EXERCISE PROMPT.
Transcribe every line exactly. Leave the pictures behind.

--- COLLECTED DATA ---

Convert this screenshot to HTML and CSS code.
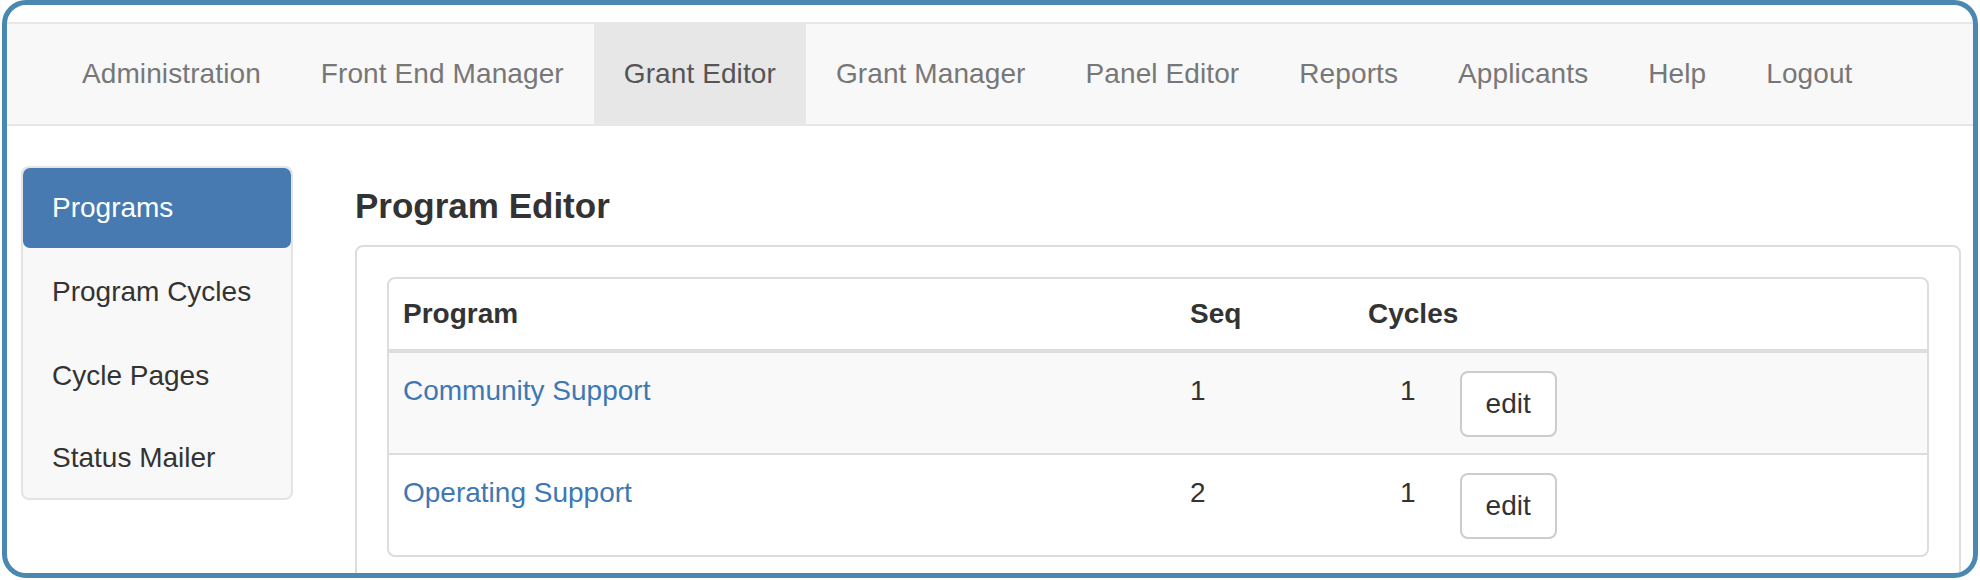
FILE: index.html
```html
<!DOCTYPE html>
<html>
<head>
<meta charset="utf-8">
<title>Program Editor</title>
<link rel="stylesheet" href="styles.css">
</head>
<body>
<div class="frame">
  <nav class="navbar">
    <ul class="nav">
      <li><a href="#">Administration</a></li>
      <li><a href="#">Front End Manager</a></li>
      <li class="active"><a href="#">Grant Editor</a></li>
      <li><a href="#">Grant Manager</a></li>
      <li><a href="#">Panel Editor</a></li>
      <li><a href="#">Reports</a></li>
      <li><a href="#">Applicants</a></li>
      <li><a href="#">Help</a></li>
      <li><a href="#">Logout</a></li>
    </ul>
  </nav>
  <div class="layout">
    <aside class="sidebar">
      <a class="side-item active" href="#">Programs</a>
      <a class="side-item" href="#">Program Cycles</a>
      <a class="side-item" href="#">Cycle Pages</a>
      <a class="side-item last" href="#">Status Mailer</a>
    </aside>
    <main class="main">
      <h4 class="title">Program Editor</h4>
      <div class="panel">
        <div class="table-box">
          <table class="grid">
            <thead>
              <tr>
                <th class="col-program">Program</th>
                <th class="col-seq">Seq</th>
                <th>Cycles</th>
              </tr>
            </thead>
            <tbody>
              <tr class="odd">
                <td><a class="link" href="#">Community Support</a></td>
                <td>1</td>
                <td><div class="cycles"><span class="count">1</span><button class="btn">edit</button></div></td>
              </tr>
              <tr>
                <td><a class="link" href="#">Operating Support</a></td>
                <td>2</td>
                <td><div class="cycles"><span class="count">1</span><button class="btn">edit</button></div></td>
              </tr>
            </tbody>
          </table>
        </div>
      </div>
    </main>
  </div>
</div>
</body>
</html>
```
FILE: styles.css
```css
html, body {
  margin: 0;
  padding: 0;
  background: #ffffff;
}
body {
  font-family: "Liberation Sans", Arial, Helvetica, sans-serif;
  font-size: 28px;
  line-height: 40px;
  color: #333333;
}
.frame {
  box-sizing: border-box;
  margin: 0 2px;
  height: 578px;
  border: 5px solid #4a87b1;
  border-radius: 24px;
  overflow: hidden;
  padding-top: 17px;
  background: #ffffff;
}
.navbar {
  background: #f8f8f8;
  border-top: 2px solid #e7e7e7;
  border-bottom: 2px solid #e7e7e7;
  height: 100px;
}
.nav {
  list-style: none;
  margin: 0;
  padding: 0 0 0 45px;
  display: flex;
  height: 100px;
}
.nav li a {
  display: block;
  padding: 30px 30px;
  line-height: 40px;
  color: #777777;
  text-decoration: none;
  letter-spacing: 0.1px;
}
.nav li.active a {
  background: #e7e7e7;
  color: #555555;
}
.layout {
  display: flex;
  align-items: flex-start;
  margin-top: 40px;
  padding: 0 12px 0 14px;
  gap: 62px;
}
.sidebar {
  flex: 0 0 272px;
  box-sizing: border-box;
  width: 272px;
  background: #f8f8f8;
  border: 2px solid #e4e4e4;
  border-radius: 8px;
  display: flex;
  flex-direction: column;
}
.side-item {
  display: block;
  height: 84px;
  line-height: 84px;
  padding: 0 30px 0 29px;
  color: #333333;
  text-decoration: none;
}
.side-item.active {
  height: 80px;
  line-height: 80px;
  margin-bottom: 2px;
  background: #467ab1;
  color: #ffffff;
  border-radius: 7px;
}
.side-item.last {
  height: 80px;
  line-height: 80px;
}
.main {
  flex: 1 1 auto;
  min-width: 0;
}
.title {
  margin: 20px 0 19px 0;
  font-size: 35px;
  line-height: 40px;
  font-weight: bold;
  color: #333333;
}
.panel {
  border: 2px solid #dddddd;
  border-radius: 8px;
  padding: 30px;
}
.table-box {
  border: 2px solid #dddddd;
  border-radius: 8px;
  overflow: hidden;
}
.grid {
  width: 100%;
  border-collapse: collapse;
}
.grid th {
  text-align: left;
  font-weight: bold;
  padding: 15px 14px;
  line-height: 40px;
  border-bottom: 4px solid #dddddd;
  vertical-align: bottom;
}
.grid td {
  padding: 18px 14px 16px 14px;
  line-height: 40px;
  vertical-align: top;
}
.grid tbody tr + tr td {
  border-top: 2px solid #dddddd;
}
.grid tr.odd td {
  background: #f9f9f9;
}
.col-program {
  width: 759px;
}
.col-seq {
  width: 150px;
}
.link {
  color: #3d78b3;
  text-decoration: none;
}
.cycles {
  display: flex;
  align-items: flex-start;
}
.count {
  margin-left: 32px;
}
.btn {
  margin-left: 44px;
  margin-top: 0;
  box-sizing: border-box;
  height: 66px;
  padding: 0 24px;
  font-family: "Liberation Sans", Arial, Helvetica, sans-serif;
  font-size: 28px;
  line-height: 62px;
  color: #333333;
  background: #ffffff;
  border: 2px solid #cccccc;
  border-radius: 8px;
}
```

---

ANSWER TO THIS PROBLEM.
Convert this screenshot to HTML and CSS code.
FILE: index.html
```html
<!DOCTYPE html>
<html>
<head>
<meta charset="utf-8">
<title>Program Editor</title>
<link rel="stylesheet" href="styles.css">
</head>
<body>
<div class="frame">
  <nav class="navbar">
    <ul class="nav">
      <li><a href="#">Administration</a></li>
      <li><a href="#">Front End Manager</a></li>
      <li class="active"><a href="#">Grant Editor</a></li>
      <li><a href="#">Grant Manager</a></li>
      <li><a href="#">Panel Editor</a></li>
      <li><a href="#">Reports</a></li>
      <li><a href="#">Applicants</a></li>
      <li><a href="#">Help</a></li>
      <li><a href="#">Logout</a></li>
    </ul>
  </nav>
  <div class="layout">
    <aside class="sidebar">
      <a class="side-item active" href="#">Programs</a>
      <a class="side-item" href="#">Program Cycles</a>
      <a class="side-item" href="#">Cycle Pages</a>
      <a class="side-item last" href="#">Status Mailer</a>
    </aside>
    <main class="main">
      <h4 class="title">Program Editor</h4>
      <div class="panel">
        <div class="table-box">
          <table class="grid">
            <thead>
              <tr>
                <th class="col-program">Program</th>
                <th class="col-seq">Seq</th>
                <th>Cycles</th>
              </tr>
            </thead>
            <tbody>
              <tr class="odd">
                <td><a class="link" href="#">Community Support</a></td>
                <td>1</td>
                <td><div class="cycles"><span class="count">1</span><button class="btn">edit</button></div></td>
              </tr>
              <tr>
                <td><a class="link" href="#">Operating Support</a></td>
                <td>2</td>
                <td><div class="cycles"><span class="count">1</span><button class="btn">edit</button></div></td>
              </tr>
            </tbody>
          </table>
        </div>
      </div>
    </main>
  </div>
</div>
</body>
</html>
```
FILE: styles.css
```css
html, body {
  margin: 0;
  padding: 0;
  background: #ffffff;
}
body {
  font-family: "Liberation Sans", Arial, Helvetica, sans-serif;
  font-size: 28px;
  line-height: 40px;
  color: #333333;
}
.frame {
  box-sizing: border-box;
  margin: 0 2px;
  height: 578px;
  border: 5px solid #4a87b1;
  border-radius: 24px;
  overflow: hidden;
  padding-top: 17px;
  background: #ffffff;
}
.navbar {
  background: #f8f8f8;
  border-top: 2px solid #e7e7e7;
  border-bottom: 2px solid #e7e7e7;
  height: 100px;
}
.nav {
  list-style: none;
  margin: 0;
  padding: 0 0 0 45px;
  display: flex;
  height: 100px;
}
.nav li a {
  display: block;
  padding: 30px 30px;
  line-height: 40px;
  color: #777777;
  text-decoration: none;
  letter-spacing: 0.1px;
}
.nav li.active a {
  background: #e7e7e7;
  color: #555555;
}
.layout {
  display: flex;
  align-items: flex-start;
  margin-top: 40px;
  padding: 0 12px 0 14px;
  gap: 62px;
}
.sidebar {
  flex: 0 0 272px;
  box-sizing: border-box;
  width: 272px;
  background: #f8f8f8;
  border: 2px solid #e4e4e4;
  border-radius: 8px;
  display: flex;
  flex-direction: column;
}
.side-item {
  display: block;
  height: 84px;
  line-height: 84px;
  padding: 0 30px 0 29px;
  color: #333333;
  text-decoration: none;
}
.side-item.active {
  height: 80px;
  line-height: 80px;
  margin-bottom: 2px;
  background: #467ab1;
  color: #ffffff;
  border-radius: 7px;
}
.side-item.last {
  height: 80px;
  line-height: 80px;
}
.main {
  flex: 1 1 auto;
  min-width: 0;
}
.title {
  margin: 20px 0 19px 0;
  font-size: 35px;
  line-height: 40px;
  font-weight: bold;
  color: #333333;
}
.panel {
  border: 2px solid #dddddd;
  border-radius: 8px;
  padding: 30px;
}
.table-box {
  border: 2px solid #dddddd;
  border-radius: 8px;
  overflow: hidden;
}
.grid {
  width: 100%;
  border-collapse: collapse;
}
.grid th {
  text-align: left;
  font-weight: bold;
  padding: 15px 14px;
  line-height: 40px;
  border-bottom: 4px solid #dddddd;
  vertical-align: bottom;
}
.grid td {
  padding: 18px 14px 16px 14px;
  line-height: 40px;
  vertical-align: top;
}
.grid tbody tr + tr td {
  border-top: 2px solid #dddddd;
}
.grid tr.odd td {
  background: #f9f9f9;
}
.col-program {
  width: 759px;
}
.col-seq {
  width: 150px;
}
.link {
  color: #3d78b3;
  text-decoration: none;
}
.cycles {
  display: flex;
  align-items: flex-start;
}
.count {
  margin-left: 32px;
}
.btn {
  margin-left: 44px;
  margin-top: 0;
  box-sizing: border-box;
  height: 66px;
  padding: 0 24px;
  font-family: "Liberation Sans", Arial, Helvetica, sans-serif;
  font-size: 28px;
  line-height: 62px;
  color: #333333;
  background: #ffffff;
  border: 2px solid #cccccc;
  border-radius: 8px;
}
```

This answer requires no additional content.